Kajian Praktisi Hukum, ” Sudah Sesuai Aturan, Tidak Ada Unsur Pidana “
Praktisi hukum, Safridhani Smaradhana, SH., M.Kn., menilai dari sudut pandang regulasi, apa yang dilakukan Direktur RS Pratama Bisui sudah sesuai ketentuan hukum dan tata kelola keuangan daerah.
“Dalam UU Nomor 23 Tahun 2014 dan Permendagri Nomor 77 Tahun 2020, anggaran rutin RS daerah memang direncanakan dan ditetapkan melalui DPA Dinas Kesehatan, lalu dicairkan bertahap berdasarkan realisasi kebutuhan.
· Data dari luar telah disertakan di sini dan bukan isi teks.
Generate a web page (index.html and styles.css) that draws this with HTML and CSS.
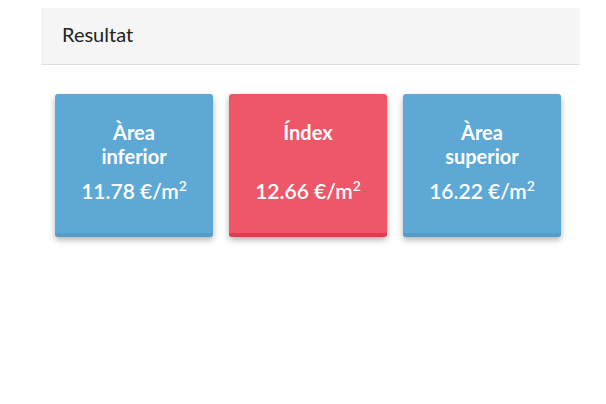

Sepanjang laporan pertanggungjawaban (LPJK) disampaikan, dan diterima DPRD, unsur pidana seperti penggelapan atau penyelewengan tidak terpenuhi,” jelas Safridhani.
Ia menegaskan, opini publik harus objektif dan berpegang pada dokumen resmi. “Kritik itu penting, tapi harus berbasis data. Fakta bahwa anggaran kecil, tidak ada biaya pemeliharaan gedung dan jaringan internet, bahkan berbeda jauh dari RSU Obi, menunjukkan ada persoalan kebijakan anggaran, bukan persoalan hukum,” katanya.
Safridhani juga mengingatkan pemerintah daerah dan DPRD agar lebih proaktif menyikapi kendala anggaran rumah sakit tipe D seperti RS Pratama Bisui. “Ini penting untuk menjamin hak konstitusional masyarakat atas pelayanan kesehatan yang memadai, sesuai amanat Pasal 28H UUD 1945,” tutupnya.
Diperjelas. “Pencairan anggaran rutin tidak bisa sekaligus, melainkan bertahap. Kami wajib membuat laporan LPJK secara transparan sesuai aturan. Jadi tuduhan tidak transparan itu tidak berdasar,” tegas dr. Elisabeth.
Di akhir klarifikasinya, dr. Elisabeth berharap pemerintah daerah dan DPRD Halmahera Selatan dapat menindaklanjuti laporan dan permohonan perbaikan fasilitas serta penambahan tenaga medis demi pelayanan kesehatan yang lebih baik bagi masyarakat Gane Timur Tengah.
“Kami terbuka, kami transparan, dan kami selalu berjuang agar RS Pratama Bisui dapat memberikan pelayanan yang maksimal meskipun dengan segala keterbatasan,” pungkasnya.